А еще была Волга. На ней мы пропадали с утра до ночи. В то время рыбы в Волге было просто огромное количество. Прямо на пляже рыбаки ловили стерлядь. Иногда мы просили: «Матушка, судака бы». Матушка спускалась ровно два квартала, до Ульяновского спуска, там стояли рыбаки с удочками. Она выбирала судака, покупала его за сущие копейки и подавала нам к столу.

Помню еще, как узнал, что такое натуральный товарооборот. В то время рядом с пивкомбинатом располагались бондарная фабрика, где делали бочки для пива, и папиросная фабрика. И вот в обеденный перерыв там начинался, как это сейчас говорится, «бартер». С табачной фабрики несли россыпью папиросы, назад возвращались с пивом, тут же оно выменивалось на бочки. В общем, такая большая натуральная ярмарка. Все это дело прозвали «Самарское Дно».
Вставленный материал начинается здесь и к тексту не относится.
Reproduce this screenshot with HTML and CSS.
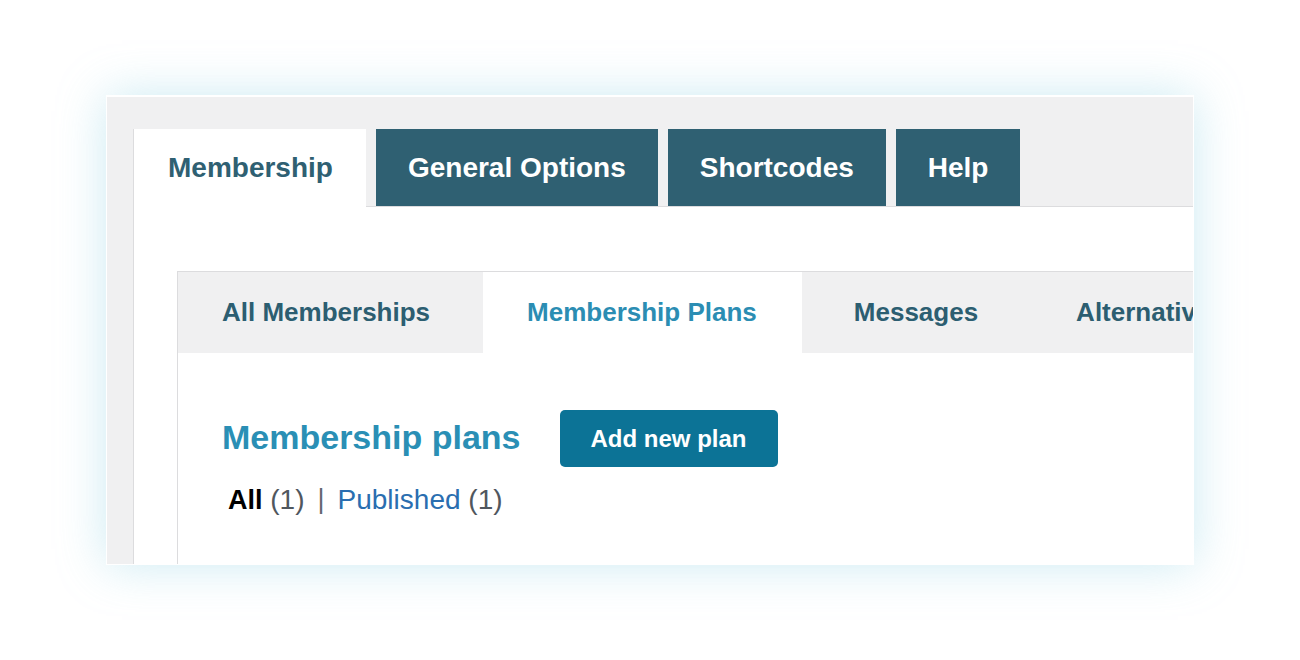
FILE: index.html
```html
<!DOCTYPE html>
<html>
	<head>
		<meta charset=utf-8>
		<meta name="viewport" content="width=device-width, initial-scale=1">
		<title>Membership plans</title>
		<link rel="stylesheet" href="styles.css">
	</head>
	<body>
		<div id="frame">
			<div class="wrap">
				<div class="nav-tabs">
					<div class="nav-tab active">Membership</div>
					<div class="nav-tab">General Options</div>
					<div class="nav-tab">Shortcodes</div>
					<div class="nav-tab">Help</div>
				</div>
				<div class="panel">
					<div class="box">
						<div class="sub-tabs">
							<div class="sub-tab">All Memberships</div>
							<div class="sub-tab active">Membership Plans</div>
							<div class="sub-tab">Messages</div>
							<div class="sub-tab">Alternative Content</div>
						</div>
						<div class="box-body">
							<div class="title-row">
								<h1>Membership plans</h1>
								<a class="button">Add new plan</a>
							</div>
							<ul class="subsubsub">
								<li><b>All</b> <span class="count">(1)</span></li>
								<li class="sep">|</li>
								<li><a>Published</a> <span class="count">(1)</span></li>
							</ul>
						</div>
					</div>
				</div>
			</div>
		</div>
	</body>
</html>
```

FILE: styles.css
```css
html, body { height: 100%; }
body {
	margin: 0; padding: 0;
	background: #fff;
	font-family: 'Liberation Sans', Arial, sans-serif;
}

#frame {
	width: 1086px; height: 467px;
	margin: 0 0 0 106px;
	position: relative; top: 95px;
	border: 1px solid #fff;
	border-top-width: 2px;
	background: #f0f0f1;
	overflow: hidden;
	box-shadow: 0 0 45px rgba(130, 205, 225, 0.4);
}
.wrap {
	padding: 32px 0 0 26px;
	width: 1300px;
}

.nav-tabs {
	display: flex;
	gap: 10px;
	border-bottom: 1px solid #dcdcde;
}
.nav-tab {
	height: 77px;
	padding: 0 32px;
	display: flex; align-items: center;
	font-size: 28px; font-weight: bold;
	color: #fff;
	background: #2f6072;
	margin-bottom: -1px;
}
.nav-tab.active {
	background: #fff;
	color: #2f6072;
	padding: 0 33px 0 34px;
	border-left: 1px solid #dcdcde;
	height: 78px;
}

.panel {
	background: #fff;
	border-left: 1px solid #dcdcde;
	padding: 64px 0 0 43px;
	height: 400px;
}
.box {
	border: 1px solid #dcdcde;
	border-right: none;
	height: 400px;
}

.sub-tabs {
	display: flex;
	background: #f0f0f1;
	height: 81px;
}
.sub-tab {
	display: flex; align-items: center;
	padding: 0 48px;
	font-size: 26px; font-weight: bold;
	color: #2c5e71;
	white-space: nowrap;
}
.sub-tab:first-child { padding-left: 44px; padding-right: 53px; }
.sub-tab.active {
	background: #fff;
	color: #2b8db3;
	padding: 0 45px 0 44px;
}
.sub-tab.active + .sub-tab { padding-left: 52px; padding-right: 50px; }

.box-body {
	padding: 55px 44px 0;
}
.title-row {
	display: flex; align-items: center;
	gap: 39px;
}
h1 {
	margin: 0;
	font-size: 34px; font-weight: bold;
	color: #2a8fb5;
}
.button {
	height: 57px;
	padding: 0 31px;
	display: flex; align-items: center;
	font-size: 24px; font-weight: bold;
	color: #fff;
	background: #0c7396;
	border-radius: 5px;
	margin-top: 2px;
}

.subsubsub {
	list-style: none;
	margin: 17px 0 0; padding: 0 0 0 6px;
	display: flex; gap: 13px;
	font-size: 28px;
	color: #50575e;
}
.subsubsub b { color: #000; font-size: 27px; }
.subsubsub a { color: #2a6eb0; }
.subsubsub .sep { color: #646970; font-size: 27px; }
```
При этом там всегда стояли пивнушки, толпились мужики. Пиво было в дефиците, и нужно было вовремя прийти, занять очередь. Публика собиралась специфическая, часто – спившиеся люди. Однажды мне показали мужика, который первым в самарском цирке сделал двойное сальто – весь испитой. Был еще поэт, у которого стихи покупал сам Григорий Пономаренко. Помню, на меня это произвело сильное впечатление – такие талантливые люди и так распорядились своей судьбой…

Затем была школа. Наш класс представлял собой своеобразную “сборную солянку”. У нас учились и «обкомовские» дети, и дети простых работяг из городка энергетиков. Была и откровенная шпана. Я помню, был у нас такой Яшка. Парень сложный, гонористый, с детства про него говорили «оторви и выбрось». Уже учась в институте, мы с ним повстречались в одной интересной ситуации.

Дело было так. Как-то раз, мой институтский приятель Лешка Лебедев попросил помочь ему вставить новый замок в дверь квартиры. Приехали к нему с долотом, отвертками, в общем, со всем, что нужно. Ну, думаем, давай сначала выпьем, а уж потом начнем.